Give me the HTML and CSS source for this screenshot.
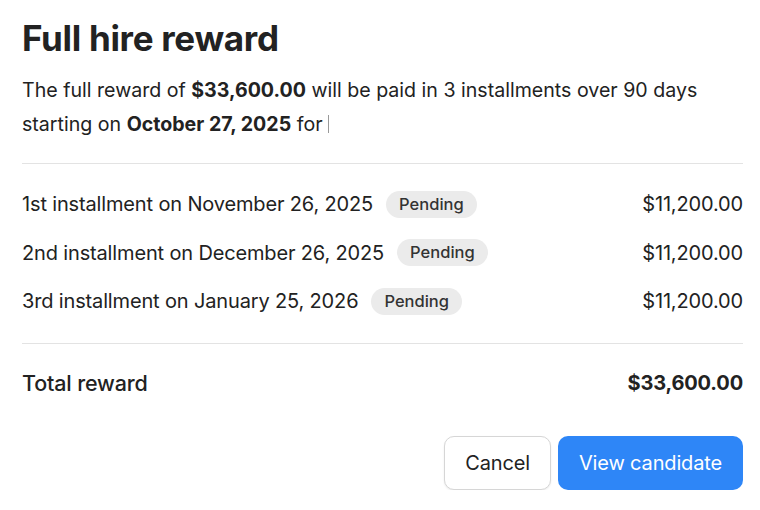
FILE: index.html
```html
<!DOCTYPE html>
<html lang="en">
<head>
    <meta charset="UTF-8">
    <meta name="viewport" content="width=device-width, initial-scale=1.0">
    <title>Full hire reward</title>
    <link rel="stylesheet" href="styles.css">
</head>
<body>

<section class="modal">
    <h1>Full hire reward</h1>
    <p class="intro">The full reward of <b>$33,600.00</b> will be paid in 3 installments over 90 days starting on <b>October 27, 2025</b> for <span class="caret"></span></p>

    <div class="installments">
        <div class="row">
            <div class="label">1st installment on November 26, 2025 <span class="pill">Pending</span></div>
            <div class="amount">$11,200.00</div>
        </div>
        <div class="row">
            <div class="label">2nd installment on December 26, 2025 <span class="pill">Pending</span></div>
            <div class="amount">$11,200.00</div>
        </div>
        <div class="row">
            <div class="label">3rd installment on January 25, 2026 <span class="pill">Pending</span></div>
            <div class="amount">$11,200.00</div>
        </div>
    </div>

    <div class="total">
        <div>Total reward</div>
        <div class="total-amount">$33,600.00</div>
    </div>

    <div class="actions">
        <button class="btn btn-cancel">Cancel</button>
        <button class="btn btn-primary">View candidate</button>
    </div>
</section>

</body>
</html>
```

FILE: styles.css
```css
body { font-family: Inter, "Noto Sans", sans-serif; color: #222; background: #fff; margin: 0; padding: 0; letter-spacing: -0.15px; }
.modal { padding: 17px 17px 0 22px; }
h1 { font-size: 35px; font-weight: 700; line-height: 42px; margin: 0 0 14px; letter-spacing: -0.3px; }
.intro { font-size: 19.6px; line-height: 34px; margin: 0; padding-bottom: 22px; border-bottom: 1px solid #e3e3e3; letter-spacing: 0; }
.intro b { font-weight: 700; }
.caret { display: inline-block; width: 1px; height: 18px; background: #999; vertical-align: -2px; }
.installments { padding: 16px 0 17px; border-bottom: 1px solid #e3e3e3; }
.row { display: flex; justify-content: space-between; align-items: center; height: 48.5px; font-size: 20px; }
.label { display: flex; align-items: center; gap: 13px; }
.pill { background: #ebebeb; border-radius: 14px; padding: 3px 13px 4px; font-size: 16.5px; font-weight: 500; color: #333; letter-spacing: 0; }
.total { display: flex; justify-content: space-between; align-items: center; font-size: 21.5px; font-weight: 500; padding: 26px 0 40px; }
.total-amount { font-weight: 700; font-size: 20px; }
.actions { display: flex; justify-content: flex-end; gap: 7px; }
.btn { font-family: inherit; font-size: 20px; height: 54px; border-radius: 10px; padding: 0 20px; letter-spacing: -0.15px; }
.btn-cancel { background: #fff; color: #222; border: 1px solid #d6d6d6; box-shadow: 0 1px 2px rgba(0, 0, 0, 0.08); }
.btn-primary { background: #2e86f7; color: #fff; border: none; padding: 0 21px; }
```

+ + + +

EXERCISE AIM => Using the data above, write out every line exactly, leaving the images behind.

ANSWER TO THIS TASK =>
Give me the HTML and CSS source for this screenshot.
FILE: index.html
```html
<!DOCTYPE html>
<html lang="en">
<head>
    <meta charset="UTF-8">
    <meta name="viewport" content="width=device-width, initial-scale=1.0">
    <title>Full hire reward</title>
    <link rel="stylesheet" href="styles.css">
</head>
<body>

<section class="modal">
    <h1>Full hire reward</h1>
    <p class="intro">The full reward of <b>$33,600.00</b> will be paid in 3 installments over 90 days starting on <b>October 27, 2025</b> for <span class="caret"></span></p>

    <div class="installments">
        <div class="row">
            <div class="label">1st installment on November 26, 2025 <span class="pill">Pending</span></div>
            <div class="amount">$11,200.00</div>
        </div>
        <div class="row">
            <div class="label">2nd installment on December 26, 2025 <span class="pill">Pending</span></div>
            <div class="amount">$11,200.00</div>
        </div>
        <div class="row">
            <div class="label">3rd installment on January 25, 2026 <span class="pill">Pending</span></div>
            <div class="amount">$11,200.00</div>
        </div>
    </div>

    <div class="total">
        <div>Total reward</div>
        <div class="total-amount">$33,600.00</div>
    </div>

    <div class="actions">
        <button class="btn btn-cancel">Cancel</button>
        <button class="btn btn-primary">View candidate</button>
    </div>
</section>

</body>
</html>
```

FILE: styles.css
```css
body { font-family: Inter, "Noto Sans", sans-serif; color: #222; background: #fff; margin: 0; padding: 0; letter-spacing: -0.15px; }
.modal { padding: 17px 17px 0 22px; }
h1 { font-size: 35px; font-weight: 700; line-height: 42px; margin: 0 0 14px; letter-spacing: -0.3px; }
.intro { font-size: 19.6px; line-height: 34px; margin: 0; padding-bottom: 22px; border-bottom: 1px solid #e3e3e3; letter-spacing: 0; }
.intro b { font-weight: 700; }
.caret { display: inline-block; width: 1px; height: 18px; background: #999; vertical-align: -2px; }
.installments { padding: 16px 0 17px; border-bottom: 1px solid #e3e3e3; }
.row { display: flex; justify-content: space-between; align-items: center; height: 48.5px; font-size: 20px; }
.label { display: flex; align-items: center; gap: 13px; }
.pill { background: #ebebeb; border-radius: 14px; padding: 3px 13px 4px; font-size: 16.5px; font-weight: 500; color: #333; letter-spacing: 0; }
.total { display: flex; justify-content: space-between; align-items: center; font-size: 21.5px; font-weight: 500; padding: 26px 0 40px; }
.total-amount { font-weight: 700; font-size: 20px; }
.actions { display: flex; justify-content: flex-end; gap: 7px; }
.btn { font-family: inherit; font-size: 20px; height: 54px; border-radius: 10px; padding: 0 20px; letter-spacing: -0.15px; }
.btn-cancel { background: #fff; color: #222; border: 1px solid #d6d6d6; box-shadow: 0 1px 2px rgba(0, 0, 0, 0.08); }
.btn-primary { background: #2e86f7; color: #fff; border: none; padding: 0 21px; }
```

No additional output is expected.